I am willing to love my body someday.
I recognize that people with bodies like mine do have loving, romantic relationships.
I am willing to respect my body.
I am willing to maybe one day not hate my body.
Here's a breakdown of what this would look like, with some example questions that might help you shift your mindset:

WHAT YOU WANT:

Step C: Why am I attached to this being impossible?
Step B: What do I need to do to make this possible?
Step A: What do I need to think to believe this is possible?
WHAT YOU HAVE:

The behavioral shift
The mindset shift isn't the whole of it, however. It's just the beginning. The next way to bridge the gap between what you have and what you want is by evaluating your behaviors.

The best way to break this down is to determine what you would need to do each day, month and year to arrive at your goal.

WHAT YOU WANT:

Step C: What do I need to do each year to make this possible?
Step B: What do I need to do each month to make this possible?
Step A: What do I need to do each day to make this possible?
The unconscious work
As you go through the process of identifying these steps and figuring out these steps toward changing your life, you will undoubtedly come up on some resistance, doubt and unconscious attachments.

These attachments are fickle, and can be really deceiving.

For example, lets say you want to spend more time with your friends, but you're having a hard time reaching out regularly, and feel a lot of resistance towards doing so.
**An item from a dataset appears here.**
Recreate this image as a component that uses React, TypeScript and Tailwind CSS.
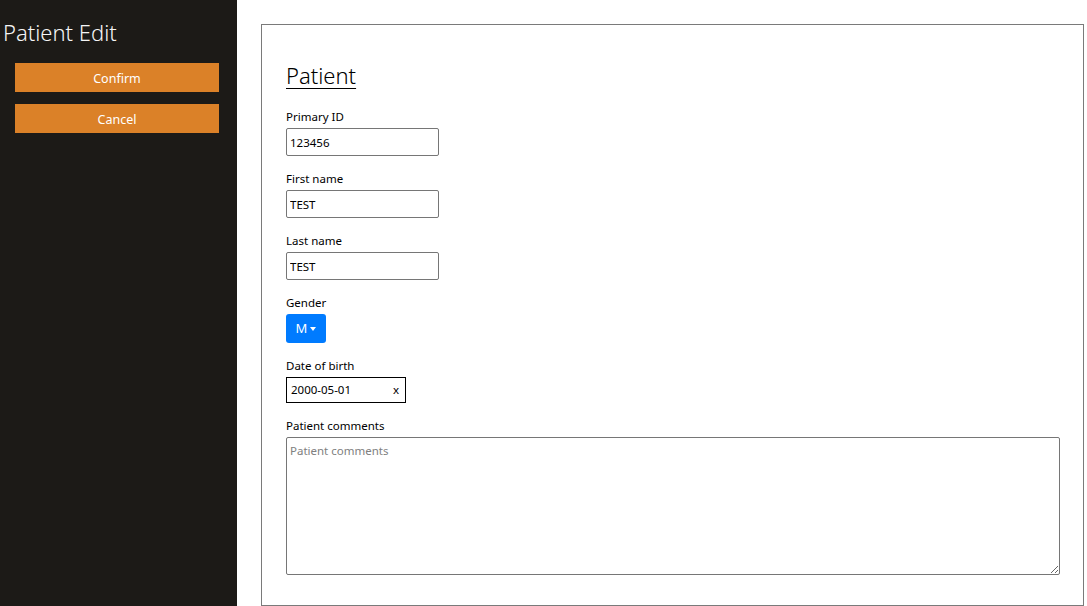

You'd want to ask yourself the following process to uncover what is still motivating you not to:

What is the feeling that you get when you try to reach out to your friends? Got it? OK.
Now, when is the first time you felt that feeling? What were you doing? What happened?
How did the event that first triggered this feeling change you? What did you take away from it?
How could you have responded differently to create a different outcome?
Can you empathize with your younger self? Can you understand that any healthy person would have responded the same way to those circumstances?
What action can you take now to change how you feel and move yourself closer to a desired outcome?
If there is no action you can take, what affirmations or beliefs can you work on conditioning yourself to that are helpful and productive?
And lastly, you ask yourself this:

What can I learn from this experience, and how am I going to be different in the future?

Getting through our deepest problems is a process of becoming crystal clear on what they really are, and then figuring out what we want to experience in place of them. When you understand what you are working toward, the path becomes clear.